Let us now simplify the fractions in the above equation we get,

\[A = \int\limits_0^{\dfrac{\pi }{2}} {(2)(4)5\sqrt {1 - {{\sin }^2}t} } \cos tdt\]

We know that \[\cos t = \sqrt {1 - {{\sin }^2}t} \]

\[A = \int\limits_0^{\dfrac{\pi }{2}} {40\cos t\cos tdt} \]

Let us solve it further we get,

\[A = \int\limits_0^{\dfrac{\pi }{2}} {40{{\cos }^2}t} dt\]

We know that \[{\cos ^2}t = \dfrac{{1 + \cos 2t}}{2}\] substituting in the above equation, we get,

\[A = 40\int\limits_0^{\dfrac{\pi }{2}} {\dfrac{{1 + \cos 2t}}{2}} dt\]

Simplifying we get,

\[A = 20\int\limits_0^{\dfrac{\pi }{2}} {(1 + \cos 2t)} dt\]

We know integration of $1$ is $t$ and $\cos 2t$ is ${\dfrac{\sin 2t}{2}}$

So,Integrating above equation we get,

\[A = 20{\left[ {t + {\dfrac{\sin 2t}{2}}} \right]^{\dfrac{\pi }{2}}}_0\]

Let substitute the limit we get,

\[A = 20[\dfrac{\pi }{2} + 0]\]

On simplifying we get,

\[A = 10\pi \]

Hence, the area of the given ellipse \[25{x^2} + 4{y^2} = 100\] is \[10\pi \].

The problem can be solved by another method.

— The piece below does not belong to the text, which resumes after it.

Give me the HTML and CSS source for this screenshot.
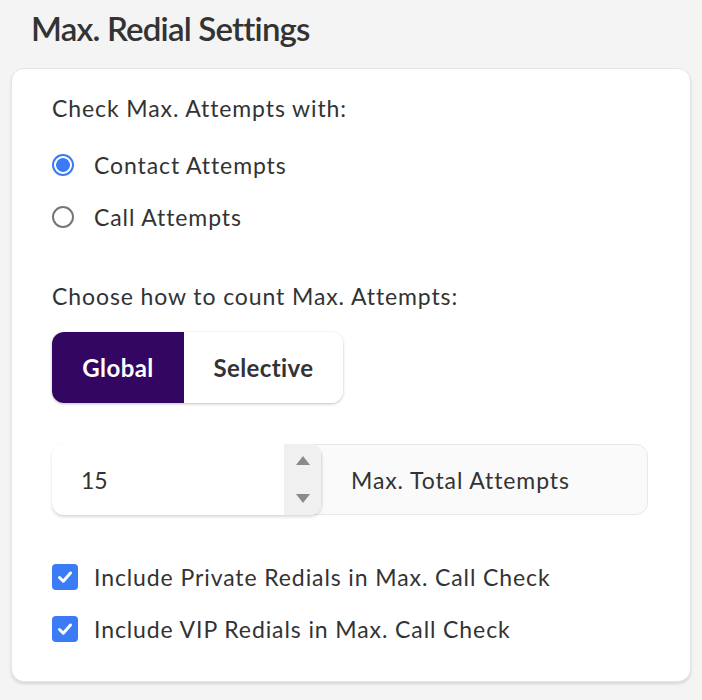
FILE: index.html
```html
<!DOCTYPE html>
<html>
<head>
<meta charset="utf-8">
<link rel="stylesheet" href="styles.css">
</head>
<body>
<h1 class="title">Max. Redial Settings</h1>
<section class="card">
  <p class="label">Check Max. Attempts with:</p>
  <div class="options">
    <label class="option"><span class="radio checked"></span>Contact Attempts</label>
    <label class="option"><span class="radio"></span>Call Attempts</label>
  </div>
  <p class="label label-count">Choose how to count Max. Attempts:</p>
  <div class="segmented">
    <span class="seg active">Global</span>
    <span class="seg">Selective</span>
  </div>
  <div class="input-group">
    <div class="number">
      <span class="value">15</span>
      <span class="spinner">
        <svg width="14" height="9" viewBox="0 0 14 9"><path d="M7 0 L14 9 L0 9 Z" fill="#8a8a8a"/></svg>
        <svg width="14" height="9" viewBox="0 0 14 9"><path d="M0 0 L14 0 L7 9 Z" fill="#8a8a8a"/></svg>
      </span>
    </div>
    <div class="addon">Max. Total Attempts</div>
  </div>
  <div class="checks">
    <label class="option"><span class="checkbox"><svg width="18" height="18" viewBox="0 0 18 18"><path d="M3.5 9.5 L7.3 13.2 L14.5 5" fill="none" stroke="#fff" stroke-width="3" stroke-linecap="round" stroke-linejoin="round"/></svg></span>Include Private Redials in Max. Call Check</label>
    <label class="option"><span class="checkbox"><svg width="18" height="18" viewBox="0 0 18 18"><path d="M3.5 9.5 L7.3 13.2 L14.5 5" fill="none" stroke="#fff" stroke-width="3" stroke-linecap="round" stroke-linejoin="round"/></svg></span>Include VIP Redials in Max. Call Check</label>
  </div>
</section>
</body>
</html>
```
FILE: styles.css
```css
html, body {
  margin: 0;
  padding: 0;
}
body {
  background: #f4f4f4;
  font-family: "Lato", "Noto Sans", sans-serif;
  color: #333333;
  width: 702px;
  height: 700px;
  overflow: hidden;
}
.title {
  margin: 0;
  padding: 8px 0 0 31px;
  font-size: 33px;
  font-weight: 600;
  letter-spacing: -0.8px;
  line-height: 40px;
  height: 60px;
}
.card {
  margin: 0 11px 0 11px;
  background: #fff;
  border: 1px solid #e6e6e6;
  border-radius: 13px;
  box-shadow: 0 2px 3px rgba(0,0,0,0.12);
  padding: 23px 40px 36px 40px;
}
.label {
  margin: 0;
  font-size: 23px;
  letter-spacing: 0.9px;
  line-height: 32px;
}
.options {
  display: flex;
  flex-direction: column;
  gap: 20px;
  margin-top: 25px;
}
.option {
  display: flex;
  align-items: center;
  gap: 16px;
  font-size: 23px;
  letter-spacing: 0.9px;
  line-height: 32px;
}
.radio {
  width: 22px;
  height: 22px;
  box-sizing: border-box;
  border: 2px solid #767676;
  border-radius: 50%;
  flex: none;
  margin-right: 4px;
}
.radio.checked {
  border-color: #3b7bf6;
  background: radial-gradient(circle, #3b7bf6 0 6.5px, #fff 7.2px);
}
.label-count {
  margin-top: 47px;
}
.segmented {
  display: inline-flex;
  margin-top: 20px;
  border-radius: 12px;
  box-shadow: 0 1px 3px rgba(0,0,0,0.25);
  overflow: hidden;
  height: 71px;
}
.seg {
  display: flex;
  align-items: center;
  justify-content: center;
  font-size: 24px;
  font-weight: 700;
  letter-spacing: 0.4px;
  color: #333;
  background: #fff;
  width: 159px;
}
.seg.active {
  background: #330662;
  color: #fff;
  width: 132px;
}
.input-group {
  display: flex;
  margin-top: 41px;
  height: 71px;
  border-radius: 12px;
  border: 1px solid #e8e8e8;
  box-sizing: border-box;
  width: 596px;
  background: #fafafa;
}
.number {
  display: flex;
  width: 270px;
  background: #fff;
  border-radius: 12px;
  box-shadow: 0 2px 3px rgba(0,0,0,0.15);
  margin: -1px 0 -1px -1px;
  overflow: hidden;
}
.value {
  flex: 1;
  display: flex;
  align-items: center;
  padding-left: 29px;
  font-size: 23px;
}
.spinner {
  width: 37px;
  background: #f0f0f0;
  border-right: 1px solid #e0e0e0;
  display: flex;
  flex-direction: column;
  align-items: center;
  justify-content: space-between;
  padding: 12px 0 12px;
}
.addon {
  display: flex;
  align-items: center;
  padding-left: 29px;
  font-size: 23px;
  letter-spacing: 0.9px;
}
.checks {
  display: flex;
  flex-direction: column;
  gap: 20px;
  margin-top: 46px;
}
.checkbox {
  width: 26px;
  height: 26px;
  border-radius: 4px;
  background: #3b7bf6;
  display: flex;
  align-items: center;
  justify-content: center;
  flex: none;
}
```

Let us consider, \[\dfrac{{{x^2}}}{{{a^2}}} + \dfrac{{{y^2}}}{{{b^2}}} = 1\], be the general form of an ellipse. So, the area of the ellipse is \[4\int\limits_0^a {b\sqrt {1 - \dfrac{{{x^2}}}{{{a^2}}}} } dx = \pi ab\]

Here, \[a = 2,b = 5\]

Substitute the value in the above formula we get,

\[\pi \times 2 \times 5 = 10\pi \]

Hence, the area of the given ellipse \[25{x^2} + 4{y^2} = 100\] is \[10\pi \] sq.units.